The same thing can happen and will happen a lot with AI projects.
Objectives and key results (OKRs)
The discipline of understanding data infrastructure and data management is lacking. It is important to lay out the landscape of data within the organization. Know and inventorize the data assets. Know where they reside within the storage infrastructures, whether on-premises or in the clouds. Know how the data moves, used, where and how the data is processed. Understand the lifecycle of data, and how they can be tiered according to relevance of the business activities.
I raised this in my previous blog. Set up OKRs (objectives and key results). Know your point A, and define you point B. Align your business objectives and set your operational goals to reach the key results going from point A to point B. The outcomes is where a value of the data is derived.

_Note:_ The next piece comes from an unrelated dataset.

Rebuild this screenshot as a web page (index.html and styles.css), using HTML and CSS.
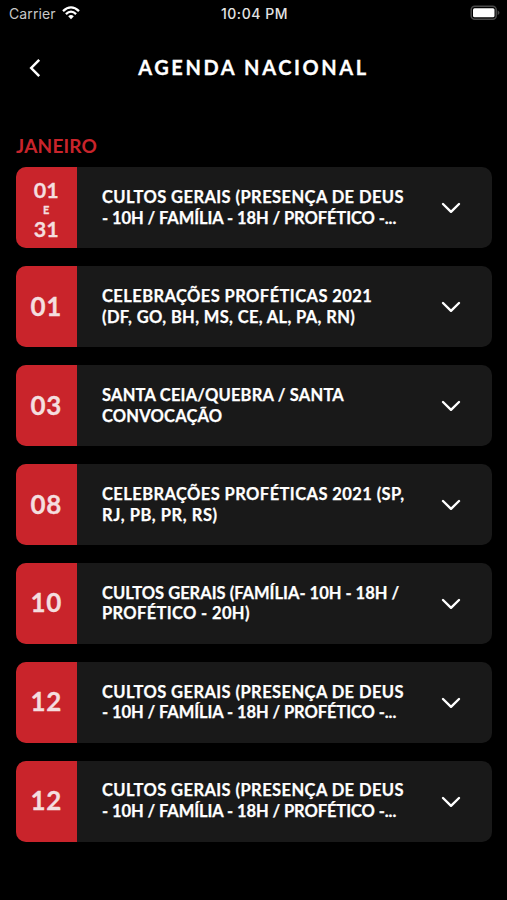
FILE: index.html
```
<!DOCTYPE html>
<html lang="pt-BR">
<head>
<meta charset="utf-8">
<title>Agenda Nacional</title>
<link rel="stylesheet" href="styles.css">
</head>
<body>
<header class="status">
  <div class="carrier"><span class="carrier-name">Carrier</span>
    <svg class="wifi" viewBox="0 0 18 14" width="18" height="14"><path d="M1 5.2Q9-2.4 17 5.2M3.9 8.1Q9 3.2 14.1 8.1" fill="none" stroke="#fff" stroke-width="2.3"/><path d="M6.2 10.3Q9 7.8 11.8 10.3L9 13.2Z" fill="#fff"/></svg>
  </div>
  <span class="clock">10:04 PM</span>
  <svg class="battery" viewBox="0 0 31 16" width="31" height="16"><rect x="1.2" y="1.2" width="25" height="13" rx="3.5" fill="none" stroke="#4a4a4a" stroke-width="1.5"/><rect x="3" y="3.2" width="21.5" height="9" rx="1.5" fill="#fff"/><path d="M27.6 5.2Q31.4 7.7 27.6 10.2Z" fill="#4a4a4a"/></svg>
</header>
<nav class="nav">
  <svg class="back" viewBox="0 0 12 20" width="12" height="20"><path d="M10.2 1.8L2.2 10L10.2 18.2" fill="none" stroke="#fff" stroke-width="2.5"/></svg>
  <h1 class="title">AGENDA NACIONAL</h1>
</nav>
<main class="agenda">
  <h2 class="month">JANEIRO</h2>
  <article class="card"><div class="date range"><span>01</span><small>E</small><span>31</span></div><p class="text"><span class="line wide">CULTOS GERAIS (PRESENÇA DE DEUS</span><span class="line tight">- 10H / FAMÍLIA - 18H / PROFÉTICO -...</span></p><svg class="chevron" viewBox="0 0 20 12" width="20" height="12"><path d="M2 2L10 9.8L18 2"/></svg></article>
  <article class="card"><div class="date">01</div><p class="text"><span class="line wide">CELEBRAÇÕES PROFÉTICAS 2021</span><span class="line mid">(DF, GO, BH, MS, CE, AL, PA, RN)</span></p><svg class="chevron" viewBox="0 0 20 12" width="20" height="12"><path d="M2 2L10 9.8L18 2"/></svg></article>
  <article class="card"><div class="date">03</div><p class="text"><span class="line snug">SANTA CEIA/QUEBRA / SANTA</span><span class="line snug">CONVOCAÇÃO</span></p><svg class="chevron" viewBox="0 0 20 12" width="20" height="12"><path d="M2 2L10 9.8L18 2"/></svg></article>
  <article class="card"><div class="date">08</div><p class="text"><span class="line wide">CELEBRAÇÕES PROFÉTICAS 2021 (SP,</span><span class="line loose">RJ, PB, PR, RS)</span></p><svg class="chevron" viewBox="0 0 20 12" width="20" height="12"><path d="M2 2L10 9.8L18 2"/></svg></article>
  <article class="card"><div class="date">10</div><p class="text"><span class="line">CULTOS GERAIS (FAMÍLIA- 10H - 18H /</span><span class="line mid">PROFÉTICO - 20H)</span></p><svg class="chevron" viewBox="0 0 20 12" width="20" height="12"><path d="M2 2L10 9.8L18 2"/></svg></article>
  <article class="card"><div class="date">12</div><p class="text"><span class="line wide">CULTOS GERAIS (PRESENÇA DE DEUS</span><span class="line tight">- 10H / FAMÍLIA - 18H / PROFÉTICO -...</span></p><svg class="chevron" viewBox="0 0 20 12" width="20" height="12"><path d="M2 2L10 9.8L18 2"/></svg></article>
  <article class="card"><div class="date">12</div><p class="text"><span class="line wide">CULTOS GERAIS (PRESENÇA DE DEUS</span><span class="line tight">- 10H / FAMÍLIA - 18H / PROFÉTICO -...</span></p><svg class="chevron" viewBox="0 0 20 12" width="20" height="12"><path d="M2 2L10 9.8L18 2"/></svg></article>
</main>
</body>
</html>
```
FILE: styles.css
```
* { box-sizing: border-box; margin: 0; padding: 0; }
body { background: #000; color: #fff; font-family: Lato, "Liberation Sans", sans-serif; }
.status { height: 28px; display: grid; grid-template-columns: 1fr auto 1fr; align-items: center; padding: 0 6px 2px 9px; font-family: Inter, sans-serif; font-size: 14px; }
.carrier { display: flex; align-items: center; gap: 6px; color: #c8c8c8; }
.carrier-name { letter-spacing: 0.1px; }
.clock { margin-left: -1px; font-weight: 500; color: #e4e4e4; letter-spacing: 0.55px; }
.battery { justify-self: end; }
.nav { height: 80px; display: grid; grid-template-columns: 60px 1fr 60px; align-items: center; }
.back { margin-left: 28.7px; }
.title { margin-top: -2px; font-size: 20px; font-weight: 700; letter-spacing: 2.6px; text-align: center; -webkit-text-stroke: 0.3px #fff; }
.agenda { padding: 26.4px 15.5px 0 16px; display: flex; flex-direction: column; gap: 18px; }
.month { font-size: 19px; line-height: 24px; font-weight: 700; letter-spacing: 0.2px; color: #c9242b; margin-bottom: -9px; }
.card { height: 80.9px; display: flex; align-items: center; background: #191919; border-radius: 10px; overflow: hidden; }
.date { width: 60.5px; height: 100%; flex: none; display: flex; align-items: center; justify-content: center; padding-bottom: 2px; background: #c9242b; color: #f4dedf; font-size: 26px; font-weight: 700; letter-spacing: 0.6px; -webkit-text-stroke: 0.3px #f4dedf; }
.range { flex-direction: column; padding: 3px 0 0; font-size: 21.5px; line-height: 26px; letter-spacing: 0; }
.range small { font-size: 11px; line-height: 13px; }
.text { flex: 1; padding: 0 0 0 25.5px; font-size: 16.5px; line-height: 20.7px; font-weight: 700; white-space: nowrap; -webkit-text-stroke: 0.25px #fff; }
.line { display: block; }
.wide { letter-spacing: 0.42px; }
.mid { letter-spacing: 0.35px; }
.snug { letter-spacing: 0.19px; }
.loose { letter-spacing: 0.55px; }
.tight { letter-spacing: -0.09px; }
.chevron { flex: none; margin: 1px 31px 0 0; fill: none; stroke: #fff; stroke-width: 2.4; stroke-linecap: round; stroke-linejoin: round; }
```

The enforcement of metadata
Coming out of the shadows is metadata. The voluminous data that we create has the inherent ability to inject content-based metadata beside the usual file-based properties such as file size, owner, access times etc. The use of metadata can definitely alleviate the value of the data files and objects.
One of the useful best practices I learned during my Interica days was the Interica PARS (now incorporated into Petrosys Oneview) had the ability to enforce the G&G engineer to input their thought process during each decision gate when they are doing seismic interpretation. The engineer is forced to create not only content metadata but at the same time, capturing the knowledge and the wisdom of the G&G expert. That same mentality should be imposed in AI projects as well.
However, I find the use of metadata in AI still grossly lacking. A well droned data management discipline can create a ch0ckful of metadata that is immensely valuable in AI projects.
Data we can trust
Going back to one of the earlier mentioned articles. We are not running out of data for AI. With so much disinformation, and unworthy data, we are running out of truthful and quality data for AI. Without the truth, we cannot trust the data. We cannot trust AI.
There is an old age of Garbage in, Garbage out (GIGO) in data management. There is also an old adage that is called DIKW in data management. We can turn the Data into Information; Information into Knowledge; Knowledge into Wisdom.
With that being said, organizations should not be under-investing in their data infrastructure and their data management platforms. Great value of data is created on great data foundations. We are sitting at the cusp of AI greatness. Great AI starts from good Data Management.